Myanmar (juga dikenal sebagai Birma, disebut “Burma” di dunia Barat) hari Senin kemarin (15/10) mengumumkan bahwa Organisasi Kerjasama Islam (OKI) tidak diijinkan membuka kantor cabang di negara itu, atau mencabut kesepakatan dicatelahpai dengan OKI bulan lalu.
Presiden Burma, Thein Sein, memutuskan untuk menghentikan rencana pembukaan kantor Organisasi Kerja Sama Islam, OKI, tersebut.
OKI sebelumnya berencana akan membuka kantor di dua kota Burma untuk membantu Muslim Rohingya yang terkena dampak kekerasan antara umat beragama beberapa waktu lalu.
Zaw Htay dari kantor kepresidenan menjelaskan keputusan itu kepada media dalam sebuah siaran pers berbahasa Burma. Ia mengatakan kabar bahwa pembukaan kantor cabang OKI telah menyebar di kalangan warga Burma. Tetapi, katanya, sesuai kehendak rakyat maka presiden tidak akan mengijinkan dibukanya kantor cabang OKI di Burma.
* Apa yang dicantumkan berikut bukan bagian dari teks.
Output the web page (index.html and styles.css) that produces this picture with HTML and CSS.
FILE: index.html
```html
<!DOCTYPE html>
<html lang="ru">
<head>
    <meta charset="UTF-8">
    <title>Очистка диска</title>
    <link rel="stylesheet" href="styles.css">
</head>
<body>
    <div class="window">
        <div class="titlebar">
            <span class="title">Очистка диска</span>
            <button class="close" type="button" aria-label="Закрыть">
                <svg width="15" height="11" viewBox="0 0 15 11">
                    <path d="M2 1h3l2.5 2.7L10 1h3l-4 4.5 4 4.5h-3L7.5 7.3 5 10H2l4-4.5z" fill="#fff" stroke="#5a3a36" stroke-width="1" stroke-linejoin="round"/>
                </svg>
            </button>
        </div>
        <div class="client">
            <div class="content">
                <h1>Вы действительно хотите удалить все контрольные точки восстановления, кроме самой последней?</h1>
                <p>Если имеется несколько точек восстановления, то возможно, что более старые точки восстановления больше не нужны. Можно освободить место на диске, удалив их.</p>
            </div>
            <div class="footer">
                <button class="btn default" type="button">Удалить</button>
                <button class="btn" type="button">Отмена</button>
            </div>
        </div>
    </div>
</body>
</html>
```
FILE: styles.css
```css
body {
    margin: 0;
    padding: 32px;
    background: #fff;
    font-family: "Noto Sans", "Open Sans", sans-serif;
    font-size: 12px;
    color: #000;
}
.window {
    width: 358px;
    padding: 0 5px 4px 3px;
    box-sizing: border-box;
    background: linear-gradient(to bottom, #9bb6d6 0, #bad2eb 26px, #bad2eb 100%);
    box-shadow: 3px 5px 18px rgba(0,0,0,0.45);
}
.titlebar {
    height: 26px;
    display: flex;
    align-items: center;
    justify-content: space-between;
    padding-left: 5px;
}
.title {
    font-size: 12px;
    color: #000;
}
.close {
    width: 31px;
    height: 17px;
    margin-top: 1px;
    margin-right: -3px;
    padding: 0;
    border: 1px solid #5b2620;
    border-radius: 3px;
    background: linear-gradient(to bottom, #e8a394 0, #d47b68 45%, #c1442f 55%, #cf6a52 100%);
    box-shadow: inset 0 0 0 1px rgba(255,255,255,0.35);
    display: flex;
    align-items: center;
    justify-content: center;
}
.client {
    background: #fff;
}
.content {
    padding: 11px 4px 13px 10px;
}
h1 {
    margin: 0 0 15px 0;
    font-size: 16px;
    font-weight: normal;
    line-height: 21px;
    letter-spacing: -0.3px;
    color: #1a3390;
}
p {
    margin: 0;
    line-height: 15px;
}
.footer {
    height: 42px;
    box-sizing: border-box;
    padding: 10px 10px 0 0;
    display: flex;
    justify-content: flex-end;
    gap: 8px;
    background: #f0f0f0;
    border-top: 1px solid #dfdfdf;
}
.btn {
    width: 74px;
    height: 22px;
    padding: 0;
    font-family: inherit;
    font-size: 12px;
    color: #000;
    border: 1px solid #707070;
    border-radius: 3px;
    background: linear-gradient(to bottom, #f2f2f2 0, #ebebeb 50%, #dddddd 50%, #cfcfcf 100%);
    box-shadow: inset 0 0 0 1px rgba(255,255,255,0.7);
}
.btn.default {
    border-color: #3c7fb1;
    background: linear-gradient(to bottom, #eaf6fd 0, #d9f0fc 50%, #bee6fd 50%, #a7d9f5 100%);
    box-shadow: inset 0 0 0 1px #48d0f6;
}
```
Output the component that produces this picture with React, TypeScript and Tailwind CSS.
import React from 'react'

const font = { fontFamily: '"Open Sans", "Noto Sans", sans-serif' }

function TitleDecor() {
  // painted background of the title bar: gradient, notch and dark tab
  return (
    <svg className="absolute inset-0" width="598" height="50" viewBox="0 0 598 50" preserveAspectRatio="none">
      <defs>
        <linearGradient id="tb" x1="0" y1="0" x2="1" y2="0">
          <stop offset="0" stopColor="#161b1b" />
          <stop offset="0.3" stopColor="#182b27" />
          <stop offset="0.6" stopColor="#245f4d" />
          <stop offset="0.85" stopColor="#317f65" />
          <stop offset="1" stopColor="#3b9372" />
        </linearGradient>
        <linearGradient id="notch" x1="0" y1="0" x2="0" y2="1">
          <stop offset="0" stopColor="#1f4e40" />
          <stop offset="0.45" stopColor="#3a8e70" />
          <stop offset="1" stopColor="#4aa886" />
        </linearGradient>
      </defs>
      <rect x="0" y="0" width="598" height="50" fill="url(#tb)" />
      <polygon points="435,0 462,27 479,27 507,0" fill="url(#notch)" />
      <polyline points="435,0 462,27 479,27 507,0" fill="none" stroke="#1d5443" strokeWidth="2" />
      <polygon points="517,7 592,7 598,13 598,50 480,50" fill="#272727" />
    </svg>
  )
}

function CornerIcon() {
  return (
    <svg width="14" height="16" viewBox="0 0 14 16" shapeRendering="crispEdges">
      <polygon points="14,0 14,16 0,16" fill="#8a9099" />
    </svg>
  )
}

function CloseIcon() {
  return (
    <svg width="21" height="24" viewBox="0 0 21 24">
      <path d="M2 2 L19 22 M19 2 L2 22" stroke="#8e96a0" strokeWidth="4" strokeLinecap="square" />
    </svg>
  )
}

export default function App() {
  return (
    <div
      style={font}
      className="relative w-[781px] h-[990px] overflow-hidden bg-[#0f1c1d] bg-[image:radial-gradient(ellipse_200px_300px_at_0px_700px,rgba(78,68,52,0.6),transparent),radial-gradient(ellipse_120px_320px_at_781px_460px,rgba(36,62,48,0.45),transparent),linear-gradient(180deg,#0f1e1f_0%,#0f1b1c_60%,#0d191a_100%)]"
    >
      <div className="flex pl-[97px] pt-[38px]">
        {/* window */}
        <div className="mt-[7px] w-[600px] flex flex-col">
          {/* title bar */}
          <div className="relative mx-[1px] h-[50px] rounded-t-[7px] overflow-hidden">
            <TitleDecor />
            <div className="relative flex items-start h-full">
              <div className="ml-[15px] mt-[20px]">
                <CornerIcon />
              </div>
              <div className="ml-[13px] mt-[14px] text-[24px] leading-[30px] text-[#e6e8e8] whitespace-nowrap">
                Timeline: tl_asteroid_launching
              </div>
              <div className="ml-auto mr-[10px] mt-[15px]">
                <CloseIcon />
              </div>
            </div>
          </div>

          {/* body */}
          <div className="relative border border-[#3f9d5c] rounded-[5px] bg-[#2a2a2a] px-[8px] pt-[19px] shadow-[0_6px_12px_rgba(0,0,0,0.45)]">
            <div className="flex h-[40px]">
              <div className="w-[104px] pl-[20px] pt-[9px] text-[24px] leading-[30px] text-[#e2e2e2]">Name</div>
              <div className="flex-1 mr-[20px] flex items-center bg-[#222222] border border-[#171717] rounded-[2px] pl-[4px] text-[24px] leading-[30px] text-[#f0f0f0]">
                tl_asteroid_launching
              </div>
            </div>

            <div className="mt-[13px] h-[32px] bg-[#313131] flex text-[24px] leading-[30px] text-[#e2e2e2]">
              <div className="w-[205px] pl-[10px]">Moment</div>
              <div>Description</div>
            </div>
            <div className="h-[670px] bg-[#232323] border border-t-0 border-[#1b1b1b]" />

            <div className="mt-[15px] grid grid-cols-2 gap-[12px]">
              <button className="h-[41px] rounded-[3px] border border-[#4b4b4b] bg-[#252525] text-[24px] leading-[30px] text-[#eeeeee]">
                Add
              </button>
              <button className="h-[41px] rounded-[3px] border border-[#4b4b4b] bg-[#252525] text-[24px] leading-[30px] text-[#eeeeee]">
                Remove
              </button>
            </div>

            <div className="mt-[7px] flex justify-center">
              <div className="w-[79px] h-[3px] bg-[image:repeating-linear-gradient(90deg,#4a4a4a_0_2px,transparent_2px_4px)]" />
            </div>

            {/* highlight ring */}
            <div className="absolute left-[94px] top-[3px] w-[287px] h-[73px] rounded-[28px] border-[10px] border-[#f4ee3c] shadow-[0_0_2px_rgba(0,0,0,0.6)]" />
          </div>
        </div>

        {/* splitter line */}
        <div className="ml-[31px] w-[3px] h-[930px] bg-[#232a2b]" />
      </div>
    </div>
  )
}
Sebelumnya ribuan biksu Budha melakukan serangkaian unjuk rasa untuk menentang rencana pembukaan kantor OKI.
Hari Senin 15 Oktober, beberapa jam sebelum pengumuman, sejumlah biksu dan warga kembali menggelar unjuk rasa di Rangoon dan Mandalay. Mereka antara lain membawa spanduk bertuliskan “Ke luar OKI’ dan ‘Tidak ada OKI’.
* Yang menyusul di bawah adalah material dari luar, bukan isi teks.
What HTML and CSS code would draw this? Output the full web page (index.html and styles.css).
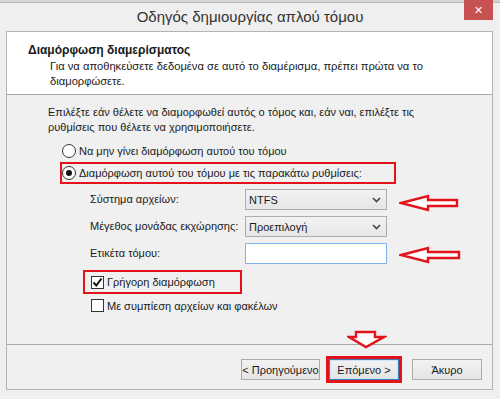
FILE: index.html
```html
<!DOCTYPE html>
<html>
  <head>
    <meta charset="utf-8">
    <title>Οδηγός δημιουργίας απλού τόμου</title>
    <link rel="stylesheet" href="styles.css">
  </head>
  <body>
    <div class="strip"></div>
    <div class="window">
      <div class="titlebar">
        <span class="title">Οδηγός δημιουργίας απλού τόμου</span>
        <span class="close">&#x2715;</span>
      </div>
      <div class="client">
        <div class="header">
          <div class="heading">Διαμόρφωση διαμερίσματος</div>
          <div class="sub">Για να αποθηκεύσετε δεδομένα σε αυτό το διαμέρισμα, πρέπει πρώτα να το διαμορφώσετε.</div>
        </div>
        <div class="content">
          <p class="intro">Επιλέξτε εάν θέλετε να διαμορφωθεί αυτός ο τόμος και, εάν ναι, επιλέξτε τις ρυθμίσεις που θέλετε να χρησιμοποιήσετε.</p>
          <div class="opt">
            <span class="radio"></span>Να μην γίνει διαμόρφωση αυτού του τόμου
          </div>
          <div class="opt marked">
            <span class="radio on"></span>Διαμόρφωση αυτού του τόμου με τις παρακάτω ρυθμίσεις:
          </div>
          <div class="form">
            <label>Σύστημα αρχείων:</label>
            <div class="select">NTFS<svg width="9" height="6" viewBox="0 0 9 6"><path d="M1 1l3.5 3.5L8 1" fill="none" stroke="#444" stroke-width="1.6"/></svg></div>
            <label>Μέγεθος μονάδας εκχώρησης:</label>
            <div class="select">Προεπιλογή<svg width="9" height="6" viewBox="0 0 9 6"><path d="M1 1l3.5 3.5L8 1" fill="none" stroke="#444" stroke-width="1.6"/></svg></div>
            <label>Ετικέτα τόμου:</label>
            <div class="input"></div>
          </div>
          <div class="check marked">
            <span class="box"><svg width="11" height="11" viewBox="0 0 11 11"><path d="M1.5 5.5l2.8 3L9.5 1.5" fill="none" stroke="#111" stroke-width="2"/></svg></span>Γρήγορη διαμόρφωση
          </div>
          <div class="check">
            <span class="box"></span>Με συμπίεση αρχείων και φακέλων
          </div>
        </div>
        <div class="footer">
          <button class="btn prev">&lt; Προηγούμενο</button>
          <span class="mark"><button class="btn default">Επόμενο &gt;</button></span>
          <button class="btn">Άκυρο</button>
        </div>
      </div>
    </div>

    <svg class="arrow arrow-fs" width="62" height="18" viewBox="0 0 62 18">
      <polygon points="2,9 29,2 29,6 58,6 58,12 29,12 29,16" fill="#fff" stroke="#e3131b" stroke-width="2.4" stroke-linejoin="miter"/>
    </svg>
    <svg class="arrow arrow-label" width="64" height="18" viewBox="0 0 64 18">
      <polygon points="2,9 29,2 29,6 60,6 60,12 29,12 29,16" fill="#fff" stroke="#e3131b" stroke-width="2.4" stroke-linejoin="miter"/>
    </svg>
    <svg class="arrow arrow-next" width="40" height="20" viewBox="0 0 40 20">
      <polygon points="9,2 28,2 28,7 37,7 19,17 2,7 9,7" fill="#fff" stroke="#e3131b" stroke-width="2.4" stroke-linejoin="miter"/>
    </svg>
  </body>
</html>
```

FILE: styles.css
```css
body {
  margin: 0;
  background: #efefef;
  font-family: "Liberation Sans", Arial, sans-serif;
  font-size: 11px;
  color: #1a1a1a;
  position: relative;
  height: 399px;
  overflow: hidden;
}

.strip {
  height: 3px;
  background: #d4d4d4;
  border-bottom: 1px solid #b8b8b8;
  box-sizing: border-box;
}

.titlebar {
  height: 28px;
  position: relative;
  text-align: center;
}

.title {
  font-size: 15px;
  line-height: 28px;
  color: #333;
}

.close {
  position: absolute;
  top: -3px;
  right: 7px;
  width: 29px;
  height: 20px;
  background: #c75050;
  color: #fff;
  font-size: 11px;
  line-height: 20px;
  text-align: center;
}

.client {
  margin: 0 7px 0 6px;
  border: 1px solid #b4b4b4;
  background: #f0f0f0;
}

.header {
  background: #fff;
  height: 63px;
  border-bottom: 1px solid #a8a8a8;
  padding: 11px 0 0 21px;
  box-sizing: border-box;
}

.heading {
  font-weight: bold;
  font-size: 12px;
  line-height: 14px;
}

.sub {
  margin: 2px 40px 0 22px;
  font-size: 11.2px;
  line-height: 15px;
}

.content {
  height: 249px;
  padding: 10px 0 0 41px;
  box-sizing: border-box;
}

.intro {
  margin: 0 0 5px;
  width: 400px;
  line-height: 15px;
}

.opt {
  display: flex;
  align-items: center;
  margin-left: 12px;
  width: 336px;
  height: 22px;
  border: 2px solid transparent;
  box-sizing: border-box;
  white-space: nowrap;
}

.marked {
  border-color: #e3131b;
}

.radio {
  flex: none;
  width: 12px;
  height: 12px;
  border: 1px solid #333;
  border-radius: 50%;
  background: #fff;
  margin: 0 3px 0 0;
  position: relative;
}

.radio.on::after {
  content: "";
  position: absolute;
  left: 3px;
  top: 3px;
  width: 6px;
  height: 6px;
  border-radius: 50%;
  background: #111;
}

.form {
  display: grid;
  grid-template-columns: 155px 142px;
  row-gap: 6px;
  margin: 5px 0 0 42px;
  align-items: center;
}

.form label {
  line-height: 21px;
  white-space: nowrap;
}

.select,
.input {
  height: 21px;
  box-sizing: border-box;
  border: 1px solid #adadad;
}

.select {
  background: linear-gradient(#f2f2f2, #e6e6e6);
  display: flex;
  align-items: center;
  justify-content: space-between;
  padding: 0 5px 0 3px;
}

.input {
  background: #fff;
  border-color: #7eb4ea;
}

.check {
  display: flex;
  align-items: center;
  margin-left: 35px;
  width: 159px;
  height: 23px;
  border: 2px solid transparent;
  box-sizing: border-box;
  padding-left: 6px;
  white-space: nowrap;
}

.check.marked {
  height: 24px;
  margin-top: 6px;
  border-color: #e3131b;
}

.box {
  flex: none;
  width: 11px;
  height: 11px;
  border: 1px solid #333;
  background: #fff;
  margin-right: 3px;
  display: flex;
}

.footer {
  border-top: 1px solid #a8a8a8;
  height: 45px;
  display: flex;
  align-items: flex-start;
  justify-content: flex-end;
  padding: 11px 10px 0 0;
  box-sizing: border-box;
}

.btn {
  font: inherit;
  color: #1a1a1a;
  width: 70px;
  height: 21px;
  margin-top: 3px;
  border: 1px solid #acacac;
  background: linear-gradient(#f2f2f2, #e5e5e5);
  padding: 0;
  white-space: nowrap;
}

.btn.prev {
  width: 79px;
}

.mark {
  border: 3px solid #e3131b;
  padding: 0;
  margin: 0 10px 0 6px;
  display: flex;
}

.mark .btn {
  margin: 0;
}

.btn.default {
  border-color: #3c7fb1;
  box-shadow: inset 0 0 0 1px #cfe5f7;
}

.arrow {
  position: absolute;
}

.arrow-fs {
  left: 399px;
  top: 194px;
}

.arrow-label {
  left: 399px;
  top: 246px;
}

.arrow-next {
  left: 347px;
  top: 330px;
}
```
Sebagian mengatakan tidak akan menghentikan unjuk rasa sampai pemerintah memutuskan untuk menghentikan rencana pembukaan kantor OKI.
“OKI hanya untuk orang Bengali dan bukan untuk kami,” tutur Pyin Nyar Nanda, salah seorang biksu yang ikut unjuk rasa kepada kantor berita Reuters.
Pekan lalu OKI menyatakan kepada sejumlah kantor berita bahwa mereka sudah mendapat izin untuk membuka kantor di Burma.
Namun OKI menyatakan kepada BBC belum menerima surat pemberitahuan dari pemerintah Burma mengenai pembatalan kantor tersebut hingga Senin (15/10) tengah hari waktu London.
Pemerintah Burma menganggap warga Rohingya -yang diperkirakan berjumlah sekitar 800.000- lebih merupakan orang Bengali yang merupakan pendatang gelap di Burma.
Bulan Juni tahun ini, marak kekerasan antara umat Budha dan Islam di negara bagian Rakhine, yang menyebabkan sekitar 80 orang tewas sementara 4.000 rumah hancur dibakar.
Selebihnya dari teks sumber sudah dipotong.